(Exercise directions):
Give the material once more, word for word, without any images.
====
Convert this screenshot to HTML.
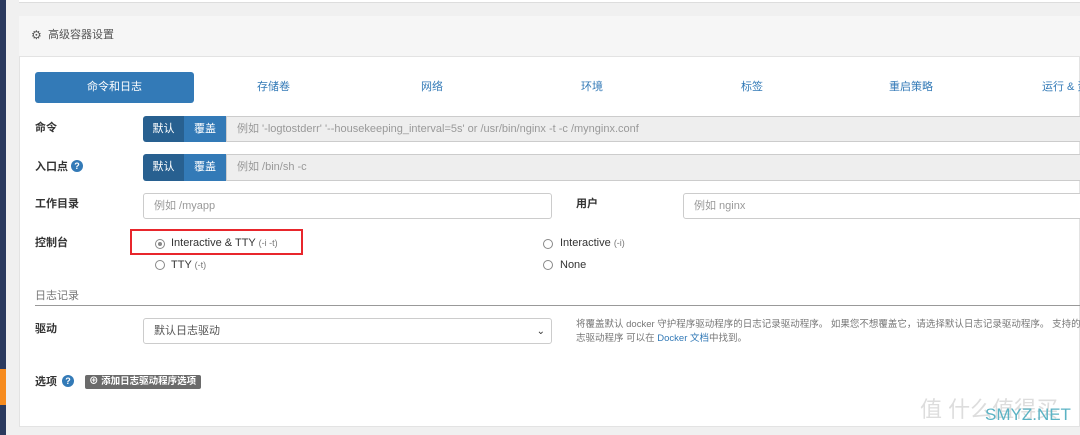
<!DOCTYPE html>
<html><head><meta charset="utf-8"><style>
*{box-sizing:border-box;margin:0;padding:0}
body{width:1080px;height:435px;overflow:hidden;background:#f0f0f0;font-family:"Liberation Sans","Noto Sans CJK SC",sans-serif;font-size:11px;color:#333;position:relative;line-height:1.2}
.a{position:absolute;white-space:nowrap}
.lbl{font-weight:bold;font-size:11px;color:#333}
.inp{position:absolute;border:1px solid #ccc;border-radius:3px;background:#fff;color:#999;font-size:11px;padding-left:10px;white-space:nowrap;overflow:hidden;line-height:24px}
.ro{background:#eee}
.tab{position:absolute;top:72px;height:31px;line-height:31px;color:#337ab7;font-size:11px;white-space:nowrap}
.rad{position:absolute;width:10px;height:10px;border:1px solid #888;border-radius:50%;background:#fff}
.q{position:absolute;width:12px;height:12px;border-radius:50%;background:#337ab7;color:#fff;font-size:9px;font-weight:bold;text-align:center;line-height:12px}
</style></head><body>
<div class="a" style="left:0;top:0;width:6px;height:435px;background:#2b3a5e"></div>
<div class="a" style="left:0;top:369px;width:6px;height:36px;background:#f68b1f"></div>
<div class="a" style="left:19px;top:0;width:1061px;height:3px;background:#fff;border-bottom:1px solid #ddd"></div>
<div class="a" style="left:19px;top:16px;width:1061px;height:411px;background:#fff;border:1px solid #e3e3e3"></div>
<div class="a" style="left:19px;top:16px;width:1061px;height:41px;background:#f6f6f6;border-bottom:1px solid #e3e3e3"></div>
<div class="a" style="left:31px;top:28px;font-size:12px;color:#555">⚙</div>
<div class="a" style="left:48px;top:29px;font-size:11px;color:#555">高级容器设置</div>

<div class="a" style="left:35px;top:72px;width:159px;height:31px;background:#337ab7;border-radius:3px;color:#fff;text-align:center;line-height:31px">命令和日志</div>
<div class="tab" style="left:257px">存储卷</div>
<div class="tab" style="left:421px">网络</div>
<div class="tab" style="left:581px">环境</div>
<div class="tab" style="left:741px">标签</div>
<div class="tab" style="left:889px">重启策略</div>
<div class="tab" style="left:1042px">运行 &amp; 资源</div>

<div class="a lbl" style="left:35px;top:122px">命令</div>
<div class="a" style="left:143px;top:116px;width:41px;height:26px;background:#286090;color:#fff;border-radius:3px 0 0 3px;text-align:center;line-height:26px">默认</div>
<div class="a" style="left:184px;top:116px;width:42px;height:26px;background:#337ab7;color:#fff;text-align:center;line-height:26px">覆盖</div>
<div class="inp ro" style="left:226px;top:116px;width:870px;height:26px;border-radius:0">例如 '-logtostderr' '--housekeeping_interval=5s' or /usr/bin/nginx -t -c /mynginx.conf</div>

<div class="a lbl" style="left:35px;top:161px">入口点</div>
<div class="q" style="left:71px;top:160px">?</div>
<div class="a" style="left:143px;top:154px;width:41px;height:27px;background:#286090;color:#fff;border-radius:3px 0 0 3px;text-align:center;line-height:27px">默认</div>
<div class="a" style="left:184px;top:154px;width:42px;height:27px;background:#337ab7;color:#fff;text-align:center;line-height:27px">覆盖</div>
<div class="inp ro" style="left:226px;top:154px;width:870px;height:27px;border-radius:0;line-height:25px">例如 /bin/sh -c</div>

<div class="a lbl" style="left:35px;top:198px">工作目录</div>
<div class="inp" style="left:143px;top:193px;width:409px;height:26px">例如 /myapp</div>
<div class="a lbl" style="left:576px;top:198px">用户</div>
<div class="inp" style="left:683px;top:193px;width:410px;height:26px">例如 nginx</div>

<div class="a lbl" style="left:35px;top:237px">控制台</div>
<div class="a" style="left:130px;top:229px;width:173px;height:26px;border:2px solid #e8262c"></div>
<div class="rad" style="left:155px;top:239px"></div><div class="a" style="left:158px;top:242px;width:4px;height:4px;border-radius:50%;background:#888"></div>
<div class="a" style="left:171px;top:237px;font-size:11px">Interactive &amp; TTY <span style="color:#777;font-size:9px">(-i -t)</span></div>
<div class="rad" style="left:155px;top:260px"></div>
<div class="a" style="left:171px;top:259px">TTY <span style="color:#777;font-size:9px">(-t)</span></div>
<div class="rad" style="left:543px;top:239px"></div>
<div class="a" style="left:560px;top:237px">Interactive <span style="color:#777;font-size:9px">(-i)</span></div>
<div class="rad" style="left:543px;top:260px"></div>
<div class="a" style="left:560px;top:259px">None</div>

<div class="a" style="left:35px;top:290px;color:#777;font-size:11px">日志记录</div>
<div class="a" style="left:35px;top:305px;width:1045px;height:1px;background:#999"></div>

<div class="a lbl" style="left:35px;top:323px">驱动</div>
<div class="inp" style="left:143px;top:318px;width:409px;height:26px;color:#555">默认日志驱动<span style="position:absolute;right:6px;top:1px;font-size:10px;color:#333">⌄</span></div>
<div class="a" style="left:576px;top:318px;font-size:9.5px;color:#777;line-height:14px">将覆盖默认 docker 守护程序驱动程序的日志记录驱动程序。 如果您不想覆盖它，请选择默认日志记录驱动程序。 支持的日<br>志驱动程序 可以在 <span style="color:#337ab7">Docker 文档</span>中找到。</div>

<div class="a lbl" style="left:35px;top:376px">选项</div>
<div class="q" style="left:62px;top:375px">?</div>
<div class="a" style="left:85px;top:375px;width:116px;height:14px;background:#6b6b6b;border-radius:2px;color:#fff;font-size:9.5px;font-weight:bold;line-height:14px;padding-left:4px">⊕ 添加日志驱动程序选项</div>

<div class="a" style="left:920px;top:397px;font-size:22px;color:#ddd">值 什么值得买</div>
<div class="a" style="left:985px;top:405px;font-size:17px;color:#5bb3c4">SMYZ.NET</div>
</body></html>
====
(Expected answer):
Convert this screenshot to HTML.
<!DOCTYPE html>
<html><head><meta charset="utf-8"><style>
*{box-sizing:border-box;margin:0;padding:0}
body{width:1080px;height:435px;overflow:hidden;background:#f0f0f0;font-family:"Liberation Sans","Noto Sans CJK SC",sans-serif;font-size:11px;color:#333;position:relative;line-height:1.2}
.a{position:absolute;white-space:nowrap}
.lbl{font-weight:bold;font-size:11px;color:#333}
.inp{position:absolute;border:1px solid #ccc;border-radius:3px;background:#fff;color:#999;font-size:11px;padding-left:10px;white-space:nowrap;overflow:hidden;line-height:24px}
.ro{background:#eee}
.tab{position:absolute;top:72px;height:31px;line-height:31px;color:#337ab7;font-size:11px;white-space:nowrap}
.rad{position:absolute;width:10px;height:10px;border:1px solid #888;border-radius:50%;background:#fff}
.q{position:absolute;width:12px;height:12px;border-radius:50%;background:#337ab7;color:#fff;font-size:9px;font-weight:bold;text-align:center;line-height:12px}
</style></head><body>
<div class="a" style="left:0;top:0;width:6px;height:435px;background:#2b3a5e"></div>
<div class="a" style="left:0;top:369px;width:6px;height:36px;background:#f68b1f"></div>
<div class="a" style="left:19px;top:0;width:1061px;height:3px;background:#fff;border-bottom:1px solid #ddd"></div>
<div class="a" style="left:19px;top:16px;width:1061px;height:411px;background:#fff;border:1px solid #e3e3e3"></div>
<div class="a" style="left:19px;top:16px;width:1061px;height:41px;background:#f6f6f6;border-bottom:1px solid #e3e3e3"></div>
<div class="a" style="left:31px;top:28px;font-size:12px;color:#555">⚙</div>
<div class="a" style="left:48px;top:29px;font-size:11px;color:#555">高级容器设置</div>

<div class="a" style="left:35px;top:72px;width:159px;height:31px;background:#337ab7;border-radius:3px;color:#fff;text-align:center;line-height:31px">命令和日志</div>
<div class="tab" style="left:257px">存储卷</div>
<div class="tab" style="left:421px">网络</div>
<div class="tab" style="left:581px">环境</div>
<div class="tab" style="left:741px">标签</div>
<div class="tab" style="left:889px">重启策略</div>
<div class="tab" style="left:1042px">运行 &amp; 资源</div>

<div class="a lbl" style="left:35px;top:122px">命令</div>
<div class="a" style="left:143px;top:116px;width:41px;height:26px;background:#286090;color:#fff;border-radius:3px 0 0 3px;text-align:center;line-height:26px">默认</div>
<div class="a" style="left:184px;top:116px;width:42px;height:26px;background:#337ab7;color:#fff;text-align:center;line-height:26px">覆盖</div>
<div class="inp ro" style="left:226px;top:116px;width:870px;height:26px;border-radius:0">例如 '-logtostderr' '--housekeeping_interval=5s' or /usr/bin/nginx -t -c /mynginx.conf</div>

<div class="a lbl" style="left:35px;top:161px">入口点</div>
<div class="q" style="left:71px;top:160px">?</div>
<div class="a" style="left:143px;top:154px;width:41px;height:27px;background:#286090;color:#fff;border-radius:3px 0 0 3px;text-align:center;line-height:27px">默认</div>
<div class="a" style="left:184px;top:154px;width:42px;height:27px;background:#337ab7;color:#fff;text-align:center;line-height:27px">覆盖</div>
<div class="inp ro" style="left:226px;top:154px;width:870px;height:27px;border-radius:0;line-height:25px">例如 /bin/sh -c</div>

<div class="a lbl" style="left:35px;top:198px">工作目录</div>
<div class="inp" style="left:143px;top:193px;width:409px;height:26px">例如 /myapp</div>
<div class="a lbl" style="left:576px;top:198px">用户</div>
<div class="inp" style="left:683px;top:193px;width:410px;height:26px">例如 nginx</div>

<div class="a lbl" style="left:35px;top:237px">控制台</div>
<div class="a" style="left:130px;top:229px;width:173px;height:26px;border:2px solid #e8262c"></div>
<div class="rad" style="left:155px;top:239px"></div><div class="a" style="left:158px;top:242px;width:4px;height:4px;border-radius:50%;background:#888"></div>
<div class="a" style="left:171px;top:237px;font-size:11px">Interactive &amp; TTY <span style="color:#777;font-size:9px">(-i -t)</span></div>
<div class="rad" style="left:155px;top:260px"></div>
<div class="a" style="left:171px;top:259px">TTY <span style="color:#777;font-size:9px">(-t)</span></div>
<div class="rad" style="left:543px;top:239px"></div>
<div class="a" style="left:560px;top:237px">Interactive <span style="color:#777;font-size:9px">(-i)</span></div>
<div class="rad" style="left:543px;top:260px"></div>
<div class="a" style="left:560px;top:259px">None</div>

<div class="a" style="left:35px;top:290px;color:#777;font-size:11px">日志记录</div>
<div class="a" style="left:35px;top:305px;width:1045px;height:1px;background:#999"></div>

<div class="a lbl" style="left:35px;top:323px">驱动</div>
<div class="inp" style="left:143px;top:318px;width:409px;height:26px;color:#555">默认日志驱动<span style="position:absolute;right:6px;top:1px;font-size:10px;color:#333">⌄</span></div>
<div class="a" style="left:576px;top:318px;font-size:9.5px;color:#777;line-height:14px">将覆盖默认 docker 守护程序驱动程序的日志记录驱动程序。 如果您不想覆盖它，请选择默认日志记录驱动程序。 支持的日<br>志驱动程序 可以在 <span style="color:#337ab7">Docker 文档</span>中找到。</div>

<div class="a lbl" style="left:35px;top:376px">选项</div>
<div class="q" style="left:62px;top:375px">?</div>
<div class="a" style="left:85px;top:375px;width:116px;height:14px;background:#6b6b6b;border-radius:2px;color:#fff;font-size:9.5px;font-weight:bold;line-height:14px;padding-left:4px">⊕ 添加日志驱动程序选项</div>

<div class="a" style="left:920px;top:397px;font-size:22px;color:#ddd">值 什么值得买</div>
<div class="a" style="left:985px;top:405px;font-size:17px;color:#5bb3c4">SMYZ.NET</div>
</body></html>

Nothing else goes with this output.